We take sustainability seriously, and when we were looking for a center of operations we made sure to find a place that was in line with our passion for environmental conservation and commitment to sustainable practices. That is exactly how we found the O2 Artisans Aggregate, O2AA for short.
O2AA founder Paul Discoe has curated a group of tenants who have like-minded ideals; all the companies and artisans at the eco-industrial park take part in sustainable methods of making their projects. Over 25 businesses here, including Paul Discoe’s Joinery Structures and Design Studio. The park comes in at two and a quarter acres off of Magnolia Street in West Oakland, and is zoned for light industrial use.
The lots include Ponderosa Millworks, an arborist and sawmill which has been working in the East Bay for over 40 years. They utilize urban trees that have been removed, and that the lumber industry usually regards as waste, to create beautiful mill slabs and furniture, working hard to make sure wood waste in the Bay Area is up-cycled and stays local. There is Soba Ichi, a restaurant serving authentic handmade soba noodles headed by chef Koichi Ishii.

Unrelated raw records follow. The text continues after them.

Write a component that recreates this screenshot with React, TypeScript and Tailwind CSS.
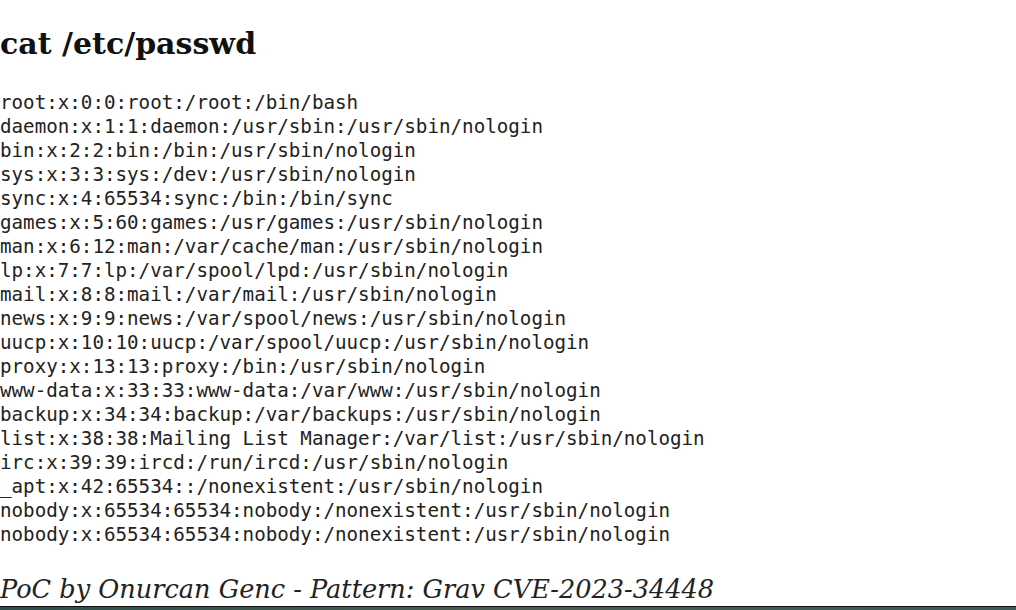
const lines = [
  "root:x:0:0:root:/root:/bin/bash",
  "daemon:x:1:1:daemon:/usr/sbin:/usr/sbin/nologin",
  "bin:x:2:2:bin:/bin:/usr/sbin/nologin",
  "sys:x:3:3:sys:/dev:/usr/sbin/nologin",
  "sync:x:4:65534:sync:/bin:/bin/sync",
  "games:x:5:60:games:/usr/games:/usr/sbin/nologin",
  "man:x:6:12:man:/var/cache/man:/usr/sbin/nologin",
  "lp:x:7:7:lp:/var/spool/lpd:/usr/sbin/nologin",
  "mail:x:8:8:mail:/var/mail:/usr/sbin/nologin",
  "news:x:9:9:news:/var/spool/news:/usr/sbin/nologin",
  "uucp:x:10:10:uucp:/var/spool/uucp:/usr/sbin/nologin",
  "proxy:x:13:13:proxy:/bin:/usr/sbin/nologin",
  "www-data:x:33:33:www-data:/var/www:/usr/sbin/nologin",
  "backup:x:34:34:backup:/var/backups:/usr/sbin/nologin",
  "list:x:38:38:Mailing List Manager:/var/list:/usr/sbin/nologin",
  "irc:x:39:39:ircd:/run/ircd:/usr/sbin/nologin",
  "_apt:x:42:65534::/nonexistent:/usr/sbin/nologin",
  "nobody:x:65534:65534:nobody:/nonexistent:/usr/sbin/nologin",
  "nobody:x:65534:65534:nobody:/nonexistent:/usr/sbin/nologin",
];

export default function App() {
  return (
    <div className="flex h-[610px] w-[1016px] flex-col overflow-hidden bg-white text-[#111]">
      <div className="flex-1">
        {/* heading */}
        <h2 className="mt-[27px] font-['DejaVu_Serif',serif] text-[30px] font-bold leading-[34px]">
          cat /etc/passwd
        </h2>

        {/* file dump */}
        <pre className="mt-[30px] font-['DejaVu_Sans_Mono',monospace] text-[19.2px] leading-[24px] text-[#222]">
          {lines.join("\n")}
        </pre>

        <p className="mt-[27px] font-['DejaVu_Serif',serif] text-[25.6px] italic leading-[30px] text-[#222]">
          PoC by Onurcan Genc - Pattern: Grav CVE-2023-34448
        </p>
      </div>

      {/* bottom window edge */}
      <div className="h-[1px] bg-[#111]" />
      <div className="h-[3px] bg-gradient-to-r from-[#2f4f4c] via-[#4b5e52] to-[#3e5a5a]" />
    </div>
  );
}
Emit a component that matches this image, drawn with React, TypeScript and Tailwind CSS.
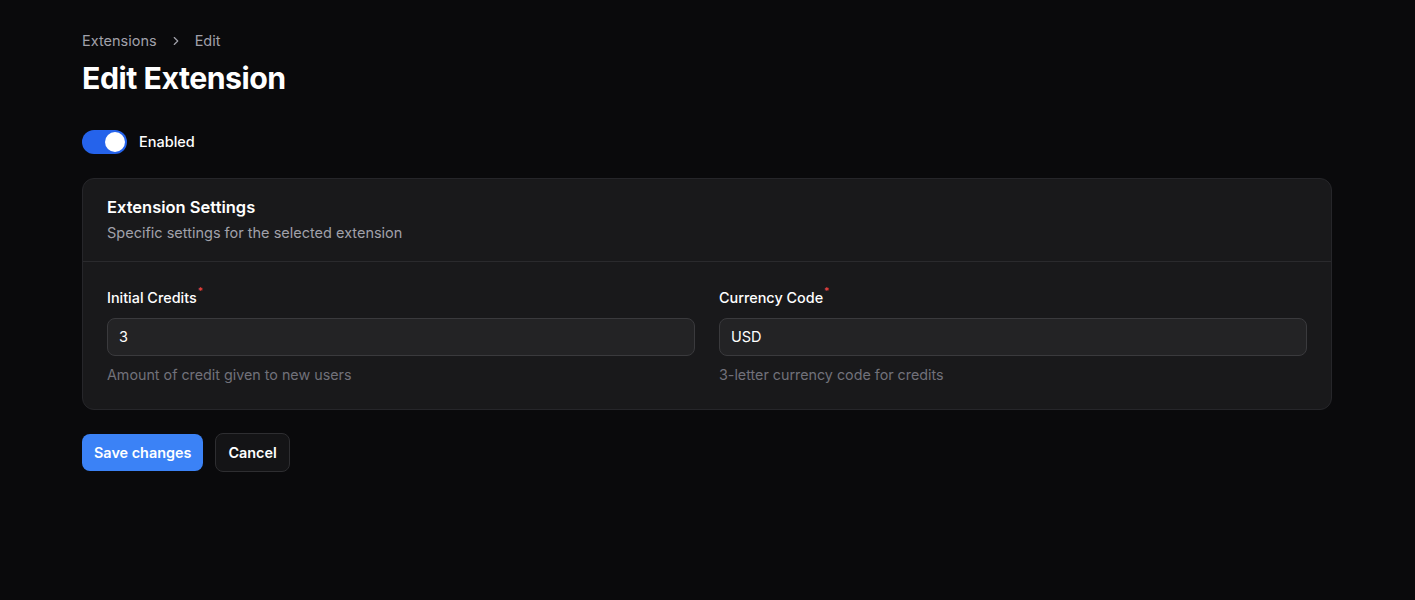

Everflux Technologies, who turn liquid food waste into fermented plant juice for plant fertilizer, assisting farmers and home gardeners alike in moving away from pesticides and other chemical fertilizers. Next door at Den Sake Brewery, founded by Yoshihiro Sako, they brew their sake in small batches with traditional brewing methods and use single-origin rice grown in the Sacramento Valley. Also on the lot, our fellow wild harvesters Salt Point Seaweed responsibly forage and farm seaweed along the California coast and create sustainable, high-quality seaweed snacks. Those are just a few of the incredible businesses and makers we call neighbors and friends at O2AA.
On top of being a community of environmentally conscious makers, the park has taken on the incredible task of finding new and inventive ways to create systems that enable the different tenants to reduce and upcycle materials and waste streams.
Though sustainable operating in our current world sometimes seems unimaginable, O2AA makes the work look easy (though we all know it’s not.) We have several familiar methods of sustainability, including solar panels for solar power, composting facilities, and an aquaponic greenhouse, where the plants are able to grow from the fish waste, while they in turn clean the water for the fish to live in. Though these might already be enough to create an impressive sustainable community, our efforts go much further.
Through the visionary leadership of O2AA’s project developers, we all work together to make one artisan’s, restaurant’s, company’s actual trash, the others’ proverbial treasure. Let’s start with the restaurant onsite, Soba Ichi. Soba Ichi not only serves incredible food, but uses O2AA’s own onsite soba production company, SO2BA, to make its celebrated handmade noodles daily. It doesn’t stop there; they mill the buckwheat onsite, and then a tailor uses the sacks that hold the buckwheat for their own projects. The restaurant’s scraps are used for compost, and the okara, a soy product leftover from the tofu making process, is turned into millet for animal feed for the chickens that live at O2AA. The vegetable oil is reused as biofuel for cars, and the restaurant takes advantage of the aquaponic greenhouse to grow its own food.
O2AA is constantly developing new ways to turn industry waste to capture resource streams for reuse on-site, instead of creating unneeded waste. Their leadership has helped us achieve new levels of sustainability that we would never be able to do without the community they’ve fostered. At Juniper Ridge, we like to say “when you can’t get out there, bring nature home.” And when we’ve come back from wild harvesting and sustainably harvesting plants, whether from the mountains, deserts or coast, we are honored to bring them back to steam distill them onsite at the O2 Artisans Aggregate, our communal home.